6.2 If the Customer fails to notify the Company within the specified period, the Products shall be deemed to be accepted.
6.3 Later on, the Company can be responsible only for hidden faults that cannot be normally detected during processing of the yarn. No more than 5 kg of yarn per each lot will be accepted as claim deduction.
7.1 The international standards in force shall apply with regard to the admissibility of the technically accepted deviations and for the determination of the commercial weight (conditioned weight), including moisture regain, and with regard to the determination of the technical parameters of the yarn.
7.2 Yarns from different lots/batches must be processed separately. The lot numbers will be identified clearly and visibly by the Company on the invoice, packing list and boxes.
7.3 The twisted yarn supplied is manufactured according to the TFO twisting system. The initial sections of yarn on the cones will contain yarn with twist deviation. The Customer must remove yarn from the cone up to the point where the yarn displays the correct turns before joining cones for usage.
7.4 The Company ensures that the dyeing process of its Products meets industry standards for color fastness. However, the actual performance may vary depending on the specific conditions of use and maintenance by the Customer.
7.5 It is the Customer’s responsibility to conduct appropriate testing of the Products for their specific applications and to determine their suitability.
7.6 If the Customer intends to use intense and bright colors in their color combinations, they must inform the Company in advance. This is to ensure that the desired color effects can be achieved and maintained, and to address any potential issues related to color fastness and compatibility.
7.7 The Company will provide guidance and recommendations based on its expertise to help the Customer achieve the best results with intense bright colors.
8.1 The Company warrants that the Products will conform to the specifications provided at the time of order confirmation.
8.2 The Company's liability under this warranty is limited to the replacement of defective Products or a refund of the purchase price, at the Company's option.
8.3 The Company must have the option to have the rejected goods returned.
8.4 The warranty does not cover defects or damages arising from improper use, storage, or handling of the Products by the Customer.
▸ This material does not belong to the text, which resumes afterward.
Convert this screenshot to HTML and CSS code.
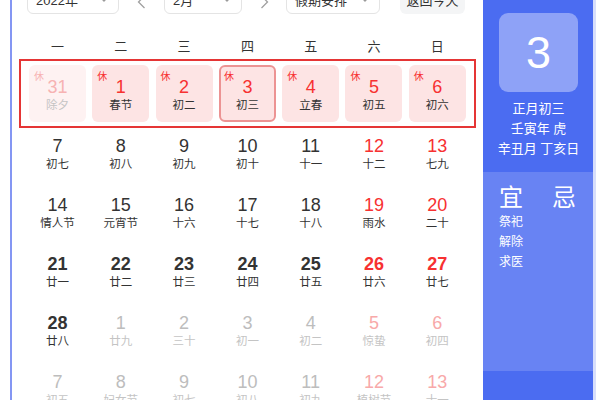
FILE: index.html
```html
<!DOCTYPE html>
<html lang="zh-CN">
<head>
<meta charset="utf-8">
<title>万年历</title>
<link rel="stylesheet" href="styles.css">
</head>
<body>
<div class="widget">
  <div class="main">
    <div class="toolbar">
      <div class="select sel-year"><span>2022年</span><svg class="chev" width="10" height="6" viewBox="0 0 10 6"><polyline points="1,1 5,5 9,1" fill="none" stroke="#9a9a9a" stroke-width="1.3"/></svg></div>
      <div class="arrow"><svg width="9" height="14" viewBox="0 0 9 14"><polyline points="7.5,1 1.5,7 7.5,13" fill="none" stroke="#a0a0a0" stroke-width="1.3"/></svg></div>
      <div class="select sel-month"><span>2月</span><svg class="chev" width="10" height="6" viewBox="0 0 10 6"><polyline points="1,1 5,5 9,1" fill="none" stroke="#9a9a9a" stroke-width="1.3"/></svg></div>
      <div class="arrow"><svg width="9" height="14" viewBox="0 0 9 14"><polyline points="1.5,1 7.5,7 1.5,13" fill="none" stroke="#a0a0a0" stroke-width="1.3"/></svg></div>
      <div class="select sel-holiday"><span>假期安排</span><svg class="chev" width="10" height="6" viewBox="0 0 10 6"><polyline points="1,1 5,5 9,1" fill="none" stroke="#9a9a9a" stroke-width="1.3"/></svg></div>
      <div class="today-btn">返回今天</div>
    </div>
    <div class="weekdays">
      <span>一</span><span>二</span><span>三</span><span>四</span><span>五</span><span>六</span><span>日</span>
    </div>
    <div class="grid">
      <div class="cell hol other"><i class="rest">休</i><b>31</b><em>除夕</em></div>
      <div class="cell hol"><i class="rest">休</i><b>1</b><em>春节</em></div>
      <div class="cell hol"><i class="rest">休</i><b>2</b><em>初二</em></div>
      <div class="cell hol sel"><i class="rest">休</i><b>3</b><em>初三</em></div>
      <div class="cell hol"><i class="rest">休</i><b>4</b><em>立春</em></div>
      <div class="cell hol"><i class="rest">休</i><b>5</b><em>初五</em></div>
      <div class="cell hol"><i class="rest">休</i><b>6</b><em>初六</em></div>

      <div class="cell"><b>7</b><em>初七</em></div>
      <div class="cell"><b>8</b><em>初八</em></div>
      <div class="cell"><b>9</b><em>初九</em></div>
      <div class="cell"><b>10</b><em>初十</em></div>
      <div class="cell"><b>11</b><em>十一</em></div>
      <div class="cell we"><b>12</b><em>十二</em></div>
      <div class="cell we"><b>13</b><em>七九</em></div>

      <div class="cell"><b>14</b><em>情人节</em></div>
      <div class="cell"><b>15</b><em>元宵节</em></div>
      <div class="cell"><b>16</b><em>十六</em></div>
      <div class="cell"><b>17</b><em>十七</em></div>
      <div class="cell"><b>18</b><em>十八</em></div>
      <div class="cell we"><b>19</b><em>雨水</em></div>
      <div class="cell we"><b>20</b><em>二十</em></div>

      <div class="cell bold"><b>21</b><em>廿一</em></div>
      <div class="cell bold"><b>22</b><em>廿二</em></div>
      <div class="cell bold"><b>23</b><em>廿三</em></div>
      <div class="cell bold"><b>24</b><em>廿四</em></div>
      <div class="cell bold"><b>25</b><em>廿五</em></div>
      <div class="cell bold we"><b>26</b><em>廿六</em></div>
      <div class="cell bold we"><b>27</b><em>廿七</em></div>

      <div class="cell bold"><b>28</b><em>廿八</em></div>
      <div class="cell other"><b>1</b><em>廿九</em></div>
      <div class="cell other"><b>2</b><em>三十</em></div>
      <div class="cell other"><b>3</b><em>初一</em></div>
      <div class="cell other"><b>4</b><em>初二</em></div>
      <div class="cell other we"><b>5</b><em>惊蛰</em></div>
      <div class="cell other we"><b>6</b><em>初四</em></div>

      <div class="cell other"><b>7</b><em>初五</em></div>
      <div class="cell other"><b>8</b><em>妇女节</em></div>
      <div class="cell other"><b>9</b><em>初七</em></div>
      <div class="cell other"><b>10</b><em>初八</em></div>
      <div class="cell other"><b>11</b><em>初九</em></div>
      <div class="cell other we"><b>12</b><em>植树节</em></div>
      <div class="cell other we"><b>13</b><em>十一</em></div>
    </div>
  </div>
  <div class="side">
    <div class="side-top">
      <div class="big-date">3</div>
      <div class="lunar-line">正月初三</div>
      <div class="lunar-line">壬寅年 虎</div>
      <div class="lunar-line">辛丑月 丁亥日</div>
    </div>
    <div class="side-mid">
      <div class="yiji">
        <div class="yj-col">
          <div class="yj-title">宜</div>
          <div class="yj-item">祭祀</div>
          <div class="yj-item">解除</div>
          <div class="yj-item">求医</div>
        </div>
        <div class="yj-col">
          <div class="yj-title">忌</div>
        </div>
      </div>
    </div>
    <div class="side-bot"></div>
  </div>
</div>
<div class="annot"></div>
</body>
</html>
```

FILE: styles.css
```css
html, body {
  margin: 0;
  padding: 0;
  background: #ffffff;
  overflow: hidden;
  height: 400px;
}
body {
  font-family: "Liberation Sans", "Noto Sans CJK SC", sans-serif;
  color: #333333;
  position: relative;
}
.widget {
  display: flex;
  margin-left: 10px;
  width: 586px;
  height: 420px;
  border-left: 2px solid #8496f3;
}
.main {
  width: 471px;
  padding-left: 15px;
  box-sizing: border-box;
}
.toolbar {
  display: flex;
  align-items: center;
  height: 30px;
  margin-top: -16px;
}
.select {
  height: 30px;
  box-sizing: border-box;
  border: 1px solid #e4e4e4;
  border-radius: 6px;
  display: flex;
  align-items: center;
  justify-content: space-between;
  padding: 0 9px 0 8px;
  font-size: 13px;
  color: #333;
  background: #fff;
}
.sel-year { width: 92px; }
.sel-month { width: 78px; }
.sel-holiday { width: 94px; }
.arrow {
  width: 45px;
  height: 30px;
  display: flex;
  align-items: center;
  justify-content: center;
  padding-top: 6px;
  box-sizing: border-box;
}
.arrow:nth-child(4) { width: 44px; }
.today-btn {
  margin-left: 20px;
  width: 65px;
  height: 30px;
  border-radius: 6px;
  background: #f4f5f6;
  font-size: 13px;
  display: flex;
  align-items: center;
  justify-content: center;
  color: #333;
}
.weekdays {
  display: grid;
  grid-template-columns: repeat(7, 57px);
  column-gap: 6.3px;
  margin-top: 23px;
  margin-left: 2px;
  height: 20px;
  line-height: 20px;
  font-size: 13px;
  text-align: center;
  color: #333;
}
.grid {
  display: grid;
  grid-template-columns: repeat(7, 57px);
  grid-auto-rows: 57px;
  column-gap: 6.3px;
  row-gap: 2px;
  margin-top: 8px;
  margin-left: 2px;
}
.cell {
  position: relative;
  border-radius: 6px;
  box-sizing: border-box;
  padding-top: 12px;
  text-align: center;
}
.cell b {
  display: block;
  font-weight: normal;
  font-size: 18px;
  line-height: 20px;
  height: 20px;
  color: #333;
}
.cell em {
  display: block;
  font-style: normal;
  font-size: 11.5px;
  line-height: 16px;
  color: #333;
}
.cell.bold b { font-weight: bold; }
.cell.we b { color: #f73131; }
.cell .rest {
  position: absolute;
  left: 5px;
  top: 6px;
  font-style: normal;
  font-size: 10px;
  line-height: 12px;
  color: #f73131;
}
.cell.hol { background: #fde4e4; }
.cell.hol b { color: #f73131; }
.cell.sel { border: 2px solid #ec9393; padding-top: 10px; }
.cell.sel .rest { left: 3px; top: 4px; }
.cell.other b { color: #bdbdbd; }
.cell.other em { color: #c4c4c4; }
.cell.other.we b { color: #f8a9a9; }
.cell.hol.other { background: #fef2f2; }
.cell.hol.other b, .cell.hol.other .rest { color: #f7b3b3; }
.side {
  width: 110px;
  display: flex;
  flex-direction: column;
  color: #ffffff;
  border-right: 3px solid #d7defb;
}
.side-top {
  height: 172px;
  background: #4b6cf1;
  padding-top: 13px;
  box-sizing: border-box;
  display: flex;
  flex-direction: column;
  align-items: center;
}
.big-date {
  width: 79px;
  height: 79px;
  border-radius: 9px;
  background: #8ea2f7;
  font-size: 45px;
  line-height: 79px;
  text-align: center;
  color: #fff;
  margin-left: 1px;
}
.lunar-line {
  font-size: 13px;
  line-height: 20px;
  text-align: center;
  margin-left: 1px;
}
.big-date + .lunar-line { margin-top: 7px; }
.side-mid {
  height: 199px;
  background: #6883f3;
  padding: 12px 0 0 16px;
  box-sizing: border-box;
}
.yiji {
  display: flex;
  gap: 29px;
}
.yj-title {
  font-size: 24px;
  line-height: 28px;
}
.yj-item {
  font-size: 12px;
  line-height: 20px;
}
.side-bot {
  flex: 1;
  background: #4b6cf1;
}
.annot {
  position: absolute;
  left: 19px;
  top: 59px;
  width: 457px;
  height: 69px;
  box-sizing: border-box;
  border: 2px solid #e53535;
}
```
9.1 The Company's liability for any claim arising out of or in connection with the sale of Products shall not exceed the purchase price of the Products.
9.2 The Company shall not be liable for any indirect, incidental, or consequential damages, including but not limited to loss of profit or revenue, even if the Company has been advised of the possibility of such damages.
10.1 The Company shall not be liable for any failure or delay in performance due to circumstances beyond its reasonable control, including but not limited to acts of God, war, terrorism, labor strikes, or supply chain disruption.
11.1 The sale of Products does not grant the Customer any rights in the Company's trademarks, trade names, or other intellectual property.
11.2 The Customer agrees not to use the Company's trademarks or trade names without prior written consent.
12.1 These Terms shall be governed by and construed in accordance with the Romanian laws.
12.2 Any patrimonial dispute arising from or in connection with this contract, including regarding its validity, interpretation, execution or termination, will be settled by arbitration organized by the Court of Commercial Arbitration attached to the Brasov Chamber of Commerce and Industry, in accordance with the Regulation and Rules of Arbitration Procedure of this Court. The arbitral award is final and binding, the parties agreeing to execute it voluntarily.
13.1 If any provision of these Terms is found to be invalid or unenforceable, the remaining provisions shall continue in full force and effect.
13.2 The failure of the Company to enforce any right or provision of these Terms shall not constitute a waiver of such right or provision.
13.3 These Terms constitute the entire agreement between the parties and supersede any prior agreements or understandings, whether written or oral.